▶ **Direction**
Give only the number of lines where "Tailwind" occurs.
--------------------------------
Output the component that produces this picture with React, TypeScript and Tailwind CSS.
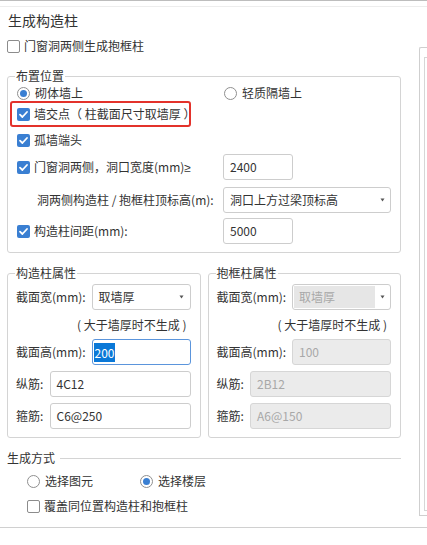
import React from 'react';

const FONT = "font-['Noto_Sans_CJK_SC','Noto_Sans',sans-serif]";

function CheckBox({ checked }: { checked?: boolean }) {
  if (checked) {
    return (
      <span className="w-[13px] h-[13px] shrink-0 rounded-[2px] bg-[#3a7fd2] flex items-center justify-center">
        <svg width="11" height="11" viewBox="0 0 11 11">
          <path d="M2 5.6 L4.4 8 L9 3" stroke="white" strokeWidth="1.8" fill="none" strokeLinecap="round" strokeLinejoin="round" />
        </svg>
      </span>
    );
  }
  return <span className="w-[13px] h-[13px] shrink-0 rounded-[2px] border border-[#8c8c8c] bg-white" />;
}

function Radio({ checked }: { checked?: boolean }) {
  return (
    <span className="w-[13px] h-[13px] shrink-0 rounded-full border border-[#8f8f8f] bg-white flex items-center justify-center">
      {checked && <span className="w-[7px] h-[7px] rounded-full bg-[#3a7fd2]" />}
    </span>
  );
}

function Arrow() {
  return (
    <svg width="7" height="4" viewBox="0 0 7 4" className="shrink-0">
      <path d="M1.5 0.5 L5.5 0.5 L3.5 3.5 Z" fill="#555" />
    </svg>
  );
}

function Input({ value, w, disabled }: { value: string; w: string; disabled?: boolean }) {
  return (
    <div
      className={`${w} h-[26px] shrink-0 rounded-[3px] border flex items-center pl-[6px] ${
        disabled ? 'bg-[#ebebeb] border-[#d6d6d6] text-[#a8a8a8]' : 'bg-white border-[#cdcdcd] text-[#333]'
      }`}
    >
      {value}
    </div>
  );
}

function Select({ value, w, disabled }: { value: string; w: string; disabled?: boolean }) {
  return (
    <div className={`${w} h-[26px] shrink-0 rounded-[3px] border border-[#cdcdcd] bg-white flex items-center p-[1px]`}>
      <div
        className={`flex-1 h-full flex items-center pl-[5px] ${
          disabled ? 'bg-[#e6e6e6] text-[#a8a8a8]' : 'text-[#333]'
        }`}
      >
        {value}
      </div>
      <div className="w-[14px] flex items-center justify-center">
        <Arrow />
      </div>
    </div>
  );
}

function Group({ title, className, children }: { title: string; className?: string; children: React.ReactNode }) {
  return (
    <div className={`relative border border-[#d4d4d4] rounded-[3px] ${className ?? ''}`}>
      <span className="absolute left-[7px] -top-[10px] bg-white px-[1px] leading-[18px]">{title}</span>
      {children}
    </div>
  );
}

function PropGroup({ title, disabled, vals }: { title: string; disabled?: boolean; vals: [string, string, string, string] }) {
  return (
    <Group title={title} className="flex-1 pt-[10px] pb-[8px] pl-[8px] pr-[9px]">
      <div className="h-[26px] flex items-center justify-between">
        <span>截面宽(mm):</span>
        <Select value={vals[0]} w="w-[99px]" disabled={disabled} />
      </div>
      <div className="h-[29px] flex items-center justify-end pr-[4px]">( 大于墙厚时不生成 )</div>
      <div className="h-[26px] flex items-center justify-between">
        <span>截面高(mm):</span>
        {disabled ? (
          <Input value={vals[1]} w="w-[99px]" disabled />
        ) : (
          <div className="w-[99px] h-[26px] rounded-[3px] border border-[#5b95dc] bg-white flex items-center pl-[1px]">
            <span className="bg-[#0a78d7] text-white leading-[19px] pl-[1px] pr-[1px]">{vals[1]}</span>
          </div>
        )}
      </div>
      <div className="mt-[6px] h-[26px] flex items-center justify-between">
        <span>纵筋:</span>
        <Input value={vals[2]} w="w-[141px]" disabled={disabled} />
      </div>
      <div className="mt-[6px] h-[26px] flex items-center justify-between">
        <span>箍筋:</span>
        <Input value={vals[3]} w="w-[141px]" disabled={disabled} />
      </div>
    </Group>
  );
}

export default function App() {
  return (
    <div className={`w-[427px] h-[545px] bg-white overflow-hidden text-[12px] text-[#333] ${FONT}`}>
      <div className="h-px bg-[#bdbdbd]" />
      <div className="h-[5px]" />
      <div className="h-px bg-[#ededed]" />

      <div className="flex">
        {/* main column */}
        <div className="w-[419px] shrink-0 pl-[7px]">
          <div className="h-[26px] flex items-center pl-[1px] text-[14px]">生成构造柱</div>
          <div className="h-[26px] flex items-center gap-[4px]">
            <CheckBox />
            <span>门窗洞两侧生成抱框柱</span>
          </div>

          <Group title="布置位置" className="mt-[17px] w-[394px] pt-[6px] pb-[8px]">
            <div className="h-[20px] flex items-center">
              <div className="w-[216px] flex items-center gap-[5px] pl-[9px]">
                <Radio checked />
                <span>砌体墙上</span>
              </div>
              <div className="flex items-center gap-[5px]">
                <Radio />
                <span>轻质隔墙上</span>
              </div>
            </div>
            <div className="-mt-[2px] ml-[2px] w-[181px] h-[26px] border-2 border-[#e3322b] rounded-[3px] flex items-center gap-[4px] pl-[5px]">
              <CheckBox checked />
              <span className="whitespace-nowrap">墙交点（ 柱截面尺寸取墙厚 ）</span>
            </div>
            <div className="h-[26px] flex items-center gap-[4px] pl-[9px]">
              <CheckBox checked />
              <span>孤墙端头</span>
            </div>
            <div className="h-[28px] flex items-center">
              <div className="w-[215px] flex items-center gap-[4px] pl-[9px]">
                <CheckBox checked />
                <span>
                  门窗洞两侧，洞口宽度(mm)<span className="font-['Liberation_Sans',sans-serif]">≥</span>
                </span>
              </div>
              <Input value="2400" w="w-[70px]" />
            </div>
            <div className="mt-[6px] h-[26px] flex items-center">
              <div className="w-[215px] pl-[29px]">洞两侧构造柱 / 抱框柱顶标高(m):</div>
              <Select value="洞口上方过梁顶标高" w="w-[168px]" />
            </div>
            <div className="mt-[5px] h-[26px] flex items-center">
              <div className="w-[215px] flex items-center gap-[4px] pl-[9px]">
                <CheckBox checked />
                <span>构造柱间距(mm):</span>
              </div>
              <Input value="5000" w="w-[70px]" />
            </div>
          </Group>

          <div className="mt-[20px] w-[394px] flex gap-[7px]">
            <PropGroup title="构造柱属性" vals={['取墙厚', '200', '4C12', 'C6@250']} />
            <PropGroup title="抱框柱属性" disabled vals={['取墙厚', '100', '2B12', 'A6@150']} />
          </div>

          <div className="mt-[10px] w-[394px] h-[20px] flex items-center gap-[5px]">
            <span>生成方式</span>
            <div className="flex-1 h-px bg-[#d4d4d4]" />
          </div>
          <div className="mt-[3px] h-[20px] flex items-center">
            <div className="w-[133px] flex items-center gap-[5px] pl-[20px]">
              <Radio />
              <span>选择图元</span>
            </div>
            <div className="flex items-center gap-[5px]">
              <Radio checked />
              <span>选择楼层</span>
            </div>
          </div>
          <div className="mt-[5px] h-[20px] flex items-center gap-[4px] pl-[20px]">
            <CheckBox />
            <span>覆盖同位置构造柱和抱框柱</span>
          </div>
        </div>

        {/* side panel, cut off by the window edge */}
        <div className="flex-1 mt-[40px] h-[469px] border-l border-t border-b border-[#cfcfcf] rounded-tl-[2px] pl-[4px] pt-[9px]">
          <div className="h-[454px] border-l border-t border-b border-[#d6d6d6]" />
        </div>
      </div>

      <div className="mt-[11px] h-px bg-[#d0d0d0]" />
    </div>
  );
}
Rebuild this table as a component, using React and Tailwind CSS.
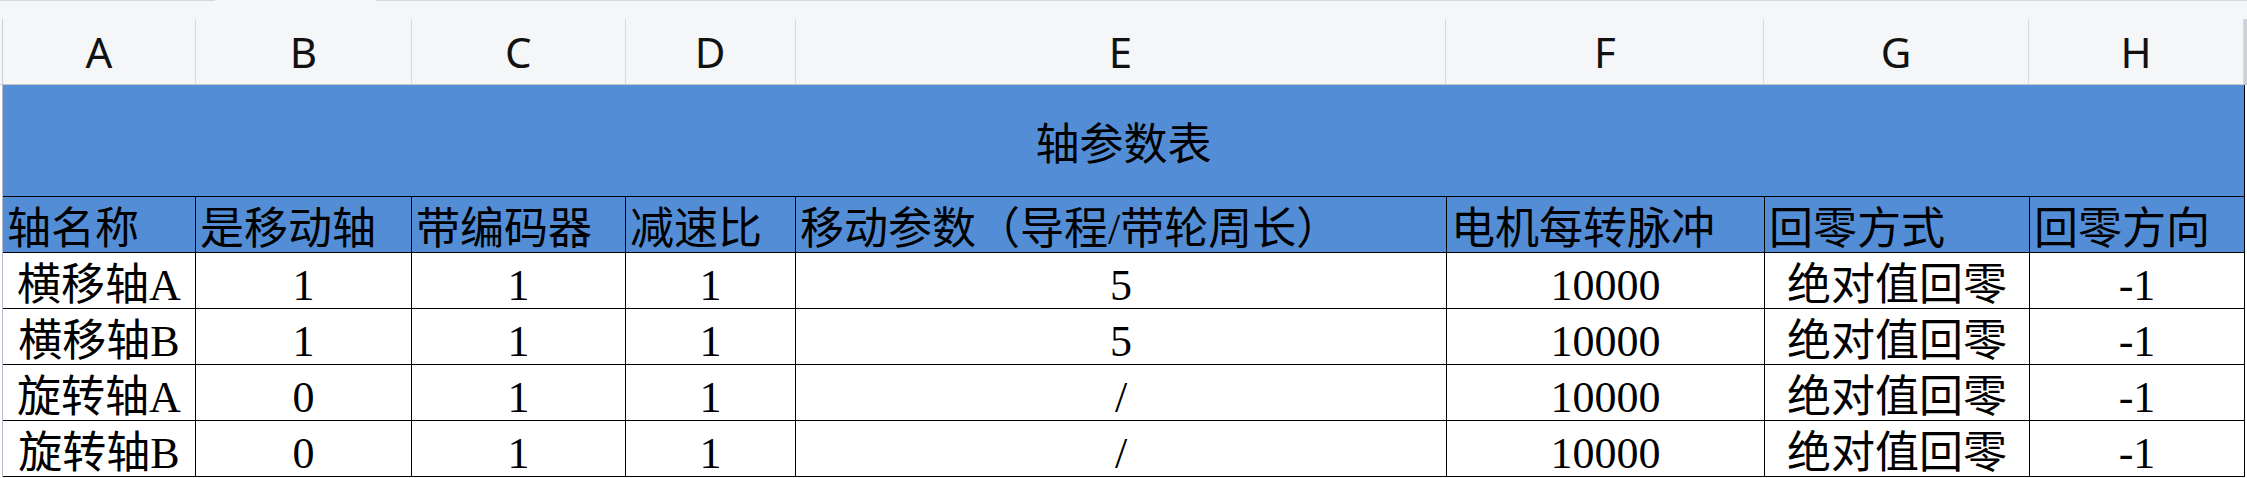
import React from 'react';

const cols = [
    { key: 'A', w: 'w-[193px]' },
    { key: 'B', w: 'w-[216px]' },
    { key: 'C', w: 'w-[214px]' },
    { key: 'D', w: 'w-[170px]' },
    { key: 'E', w: 'w-[651px]' },
    { key: 'F', w: 'w-[318px]' },
    { key: 'G', w: 'w-[265px]' },
    { key: 'H', w: 'w-[215px]' },
];

const heads = ['轴名称', '是移动轴', '带编码器', '减速比', '移动参数（导程/带轮周长）', '电机每转脉冲', '回零方式', '回零方向'];

const rows = [
    ['横移轴A', '1', '1', '1', '5', '10000', '绝对值回零', '-1'],
    ['横移轴B', '1', '1', '1', '5', '10000', '绝对值回零', '-1'],
    ['旋转轴A', '0', '1', '1', '/', '10000', '绝对值回零', '-1'],
    ['旋转轴B', '0', '1', '1', '/', '10000', '绝对值回零', '-1'],
];

const cellFont = "font-['Liberation_Serif','Noto_Sans_CJK_SC',serif] text-[44px] leading-none text-black";

const App = () => {
    return (
        <div className="w-[2247px] h-[478px] bg-white overflow-hidden">
            {/* toolbar edge */}
            <div className="flex h-[19px] bg-[#f5f6f8]">
                <div className="w-[215px] h-px bg-[#d5d8df]" />
                <div className="w-[161px] h-px" />
                <div className="flex-1 h-px bg-[#d5d8df]" />
            </div>

            {/* column letters */}
            <div className="flex h-[66px] bg-[#f5f6f8] border-b border-[#c4c7cd]">
                <div className="w-[3px] border-r border-[#c9cedb]" />
                {cols.map((c) => (
                    <div
                        key={c.key}
                        className={`${c.w} flex items-center justify-center border-r border-[#d6d9e2] font-['Noto_Sans',sans-serif] text-[42px] text-[#111]`}
                    >
                        {c.key}
                    </div>
                ))}
                <div className="w-[3px] bg-[#cdd0d8]" />
            </div>

            <div className="flex">
                <div className="w-[3px] border-r border-[#b3bccd]" />
                <div className="w-[2242px]">
                    {/* title */}
                    <div className={`h-[112px] flex items-center justify-center bg-[#538dd5] border-b border-r border-black ${cellFont}`}>
                        <span className="pt-[10px]">轴参数表</span>
                    </div>

                    {/* field names */}
                    <div className="flex h-[56px] bg-[#538dd5] border-b border-black">
                        {heads.map((h, i) => (
                            <div
                                key={h}
                                className={`${cols[i].w} flex items-center pl-[4px] pt-[10px] border-r border-black whitespace-nowrap ${cellFont}`}
                            >
                                {h}
                            </div>
                        ))}
                    </div>

                    {/* data */}
                    {rows.map((r, ri) => (
                        <div key={ri} className="flex h-[56px] border-b border-black">
                            {r.map((v, i) => (
                                <div
                                    key={i}
                                    className={`${cols[i].w} flex items-center justify-center pt-[10px] border-r border-black whitespace-nowrap ${cellFont}`}
                                >
                                    {v}
                                </div>
                            ))}
                        </div>
                    ))}
                </div>
            </div>
        </div>
    );
};

export default App;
--------------------------------
▶ **Completed task**
2